Dataset can be downloaded at https://www.kaggle.com/mlg-ulb/creditcardfraud

Strengths of using a data pipeline:

Customized pipeline works for all forms of classification problems, including fraud detection problems that require oversampling techniques.
Data pipeline allows users to do prior data cleansing and feature engineering, as long as df is DataFrame format with both features and response
As users might have a list of features to select, pipeline allows a varlist input which is an array of features to use for the DF. This complements any feature selection techniques used before this pipeline such as forward/backward selection
Data pipeline also caters for stratified k-fold cross validation for any value k>1
Pipeline supports various kinds of evaluation metrics (accuracy, sensitivity/recall, precision, selectivity, f1, AUC value) and user can add more as required
User can easily add new models into the pipeline as required without rerunning/rewriting a lot of code
Pipeline allows for data scaling/standardization
High customizability and reusability of the code while reducing the need to rewrite a lot of code (leading to spaghetti coding)

Instructions:

To run pipeline, import sklearn_classification_pipeline.py (stratified CV) or sklearn_classifier_pipeline_optionalCV.py (can switch off CV).
Create new class object modelpipeline()
Next, execute modelpipeline.runmodel(...) with the required parameters

Parameters for sklearn_classification_pipeline.py are:

df - DataFrame that has went through data cleaning, processing, feature engineering, containing both features and response
No standardization/scaling is required as there is built in function for that
varlist - List of all variables/features to use in model, including the response variable.

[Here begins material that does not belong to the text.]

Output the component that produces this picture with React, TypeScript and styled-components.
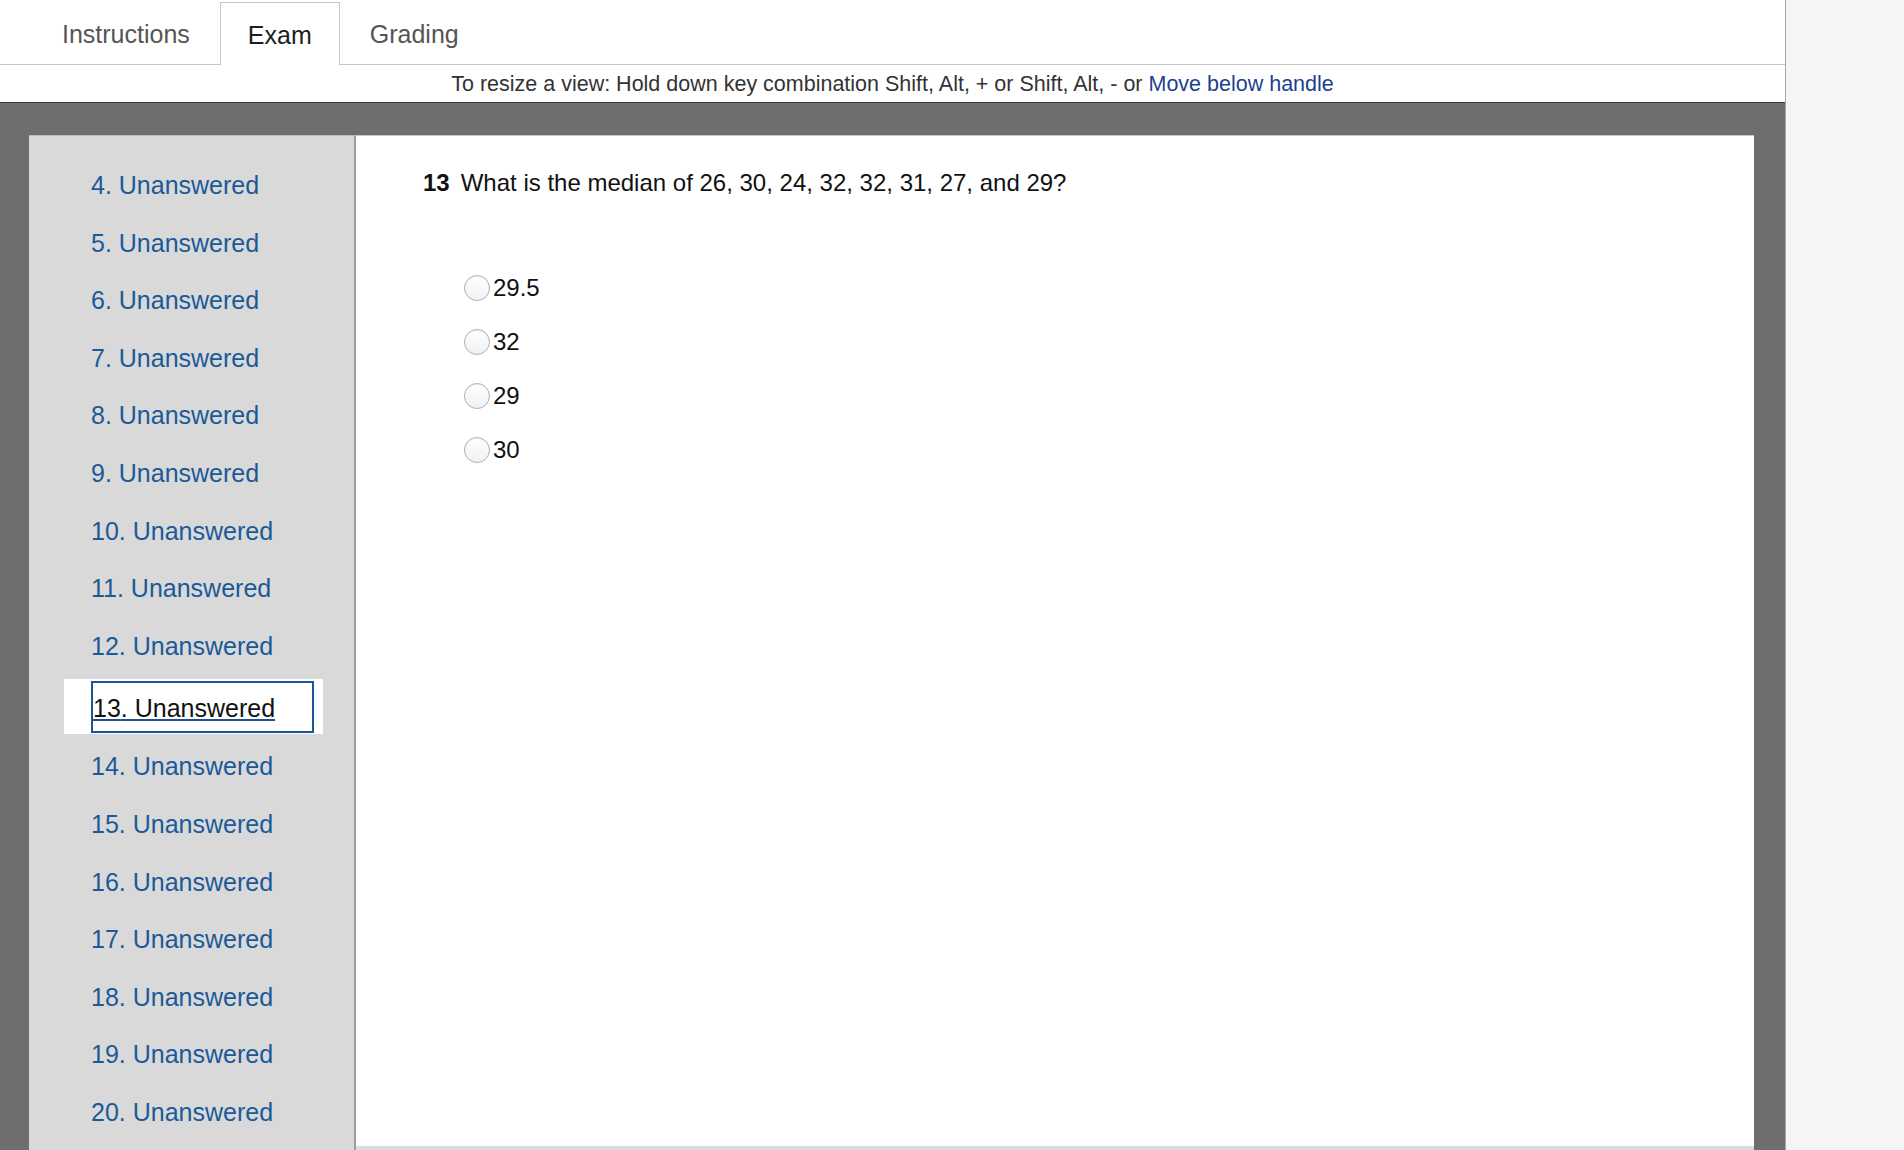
import { useLayoutEffect, useRef } from 'react'
import styled, { createGlobalStyle } from 'styled-components'

const questions = Array.from({ length: 24 }, (_, i) => i + 1)
const current = 13
const options = ['29.5', '32', '29', '30']

export default function App() {
  const listRef = useRef<HTMLDivElement>(null)

  // the question list is scrolled so that item 4 sits at the top
  useLayoutEffect(() => {
    if (listRef.current) listRef.current.scrollTop = 170
  }, [])

  return (
    <>
      <GlobalStyle />
      <Page>
        <TabBar>
          <Tab>Instructions</Tab>
          <Tab $active>Exam</Tab>
          <Tab>Grading</Tab>
        </TabBar>
        <HintBar>
          To resize a view: Hold down key combination Shift, Alt, + or Shift, Alt, - or&nbsp;
          <HintLink href="#">Move below handle</HintLink>
        </HintBar>
        <Workspace>
          <Sidebar ref={listRef}>
            <QuestionList>
              {questions.map((n) => (
                <QuestionItem key={n} $active={n === current}>
                  <QuestionLink href="#" $active={n === current}>
                    {n}. Unanswered
                  </QuestionLink>
                </QuestionItem>
              ))}
            </QuestionList>
          </Sidebar>
          <Content>
            <Question>
              <QNum>13</QNum>What is the median of 26, 30, 24, 32, 32, 31, 27, and 29?
            </Question>
            <Options>
              {options.map((o) => (
                <Option key={o}>
                  <Radio type="radio" name="q13" />
                  {o}
                </Option>
              ))}
            </Options>
          </Content>
        </Workspace>
      </Page>
    </>
  )
}

/**
 * style定義
 */
const GlobalStyle = createGlobalStyle`
  html, body {
    margin: 0;
    padding: 0;
    background: #f5f5f5;
    font-family: "Liberation Sans", Arial, sans-serif;
    overflow: hidden;
  }
`

const Page = styled.div`
  display: flex;
  flex-direction: column;
  width: 1786px;
  height: 1150px;
  box-sizing: border-box;
  background: #fff;
  border-right: 1px solid #a8a8a8;
  overflow: hidden;
`

const TabBar = styled.div`
  display: flex;
  align-items: flex-end;
  gap: 3px;
  height: 65px;
  box-sizing: border-box;
  padding-left: 35px;
  border-bottom: 1px solid #c6c6c6;
`

const Tab = styled.div<{ $active?: boolean }>`
  display: flex;
  align-items: center;
  box-sizing: border-box;
  padding: 2px 27px 0;
  font-size: 25px;
  color: ${({ $active }) => ($active ? '#1e1e1e' : '#555')};
  cursor: pointer;
  ${({ $active }) =>
    $active
      ? `
    height: 63px;
    margin-bottom: -1px;
    background: #fff;
    border: 1px solid #c6c6c6;
    border-bottom: none;
  `
      : `
    height: 62px;
  `}
`

const HintBar = styled.div`
  display: flex;
  align-items: center;
  justify-content: center;
  height: 38px;
  box-sizing: border-box;
  padding-top: 1px;
  font-size: 21.5px;
  color: #333;
  border-bottom: 1px solid #3a3a3a;
`

const HintLink = styled.a`
  color: #1d4190;
  text-decoration: none;
`

const Workspace = styled.div`
  display: flex;
  flex: 1;
  min-height: 0;
  padding: 32px 31px 0 29px;
  background: #6e6e6e;
`

const Sidebar = styled.div`
  width: 327px;
  flex-shrink: 0;
  box-sizing: border-box;
  background: #d9d9d9;
  border-top: 1px solid #bdbdbd;
  border-right: 2px solid #9c9c9c;
  overflow: hidden;
`

const QuestionList = styled.div`
  display: flex;
  flex-direction: column;
  padding: 18px 0 40px 35px;
`

const QuestionItem = styled.div<{ $active?: boolean }>`
  display: flex;
  align-items: center;
  width: 259px;
  box-sizing: border-box;
  padding: 0 9px 0 27px;
  height: ${({ $active }) => ($active ? '55px' : '57.6px')};
  margin: ${({ $active }) => ($active ? '4px 0' : '0')};
  background: ${({ $active }) => ($active ? '#fff' : 'transparent')};
`

const QuestionLink = styled.a<{ $active?: boolean }>`
  display: block;
  width: 223px;
  box-sizing: border-box;
  font-size: 25px;
  white-space: nowrap;
  color: ${({ $active }) => ($active ? '#111' : '#1b5a98')};
  text-decoration: ${({ $active }) => ($active ? 'underline' : 'none')};
  text-decoration-color: #1b5597;
  text-underline-offset: 2px;
  ${({ $active }) =>
    $active &&
    `
    height: 52px;
    line-height: 50px;
    border: 2px solid #1b5597;
  `}
`

const Content = styled.div`
  flex: 1;
  box-sizing: border-box;
  background: #fff;
  border-top: 1px solid #c8c8c8;
  border-bottom: 4px solid #dcdcdc;
  padding: 33px 0 0 67px;
`

const Question = styled.div`
  font-size: 24px;
  line-height: 28px;
  color: #111;
`

const QNum = styled.span`
  font-weight: bold;
  margin-right: 11px;
`

const Options = styled.div`
  display: flex;
  flex-direction: column;
  margin-top: 64px;
  padding-left: 41px;
`

const Option = styled.label`
  display: flex;
  align-items: center;
  gap: 3px;
  height: 54px;
  font-size: 24px;
  color: #111;
`

const Radio = styled.input`
  appearance: none;
  margin: 0;
  width: 26px;
  height: 26px;
  border-radius: 50%;
  border: 1px solid #b0b0b0;
  background: linear-gradient(#ffffff, #f1f1f1);
  box-shadow: inset 0 1px 1px rgba(0, 0, 0, 0.06);
`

This allows user to do feature selection first and select only the relevant features before running the model
response - Name of the response variable in string format
sampletype - For undersampled data, you can use 'naive', 'smote' or 'adasyn' oversampling. If other strings are input, then no oversampling is done.
modelname - Choose the type of model to run - user can add more models as required using the if/else clause to check this string input in the buildmodel function
text - Text title to put for the confusion matrix output in each iteration of the n-folds stratified cross validation
n-fold - number of folds for the stratified cross validation
Note that sklearn_classifier_pipeline_optionalCV.py has an additional parameter at the end called CV. If CV=False, then cross validation will be switched off.
Remember to save the dictionary object into a variable - e.g. results = modelpipeline.runmodel(...) so that the evaluation results can be saved and reused.

Results:

After the tests have finished, you can read the dictionary object storing the evaluation metrics results. In this case, results['final'] store the averaged results for k-fold cross validation while the other key-value pairs will store the evaluation metric result of each individual iteration in a list.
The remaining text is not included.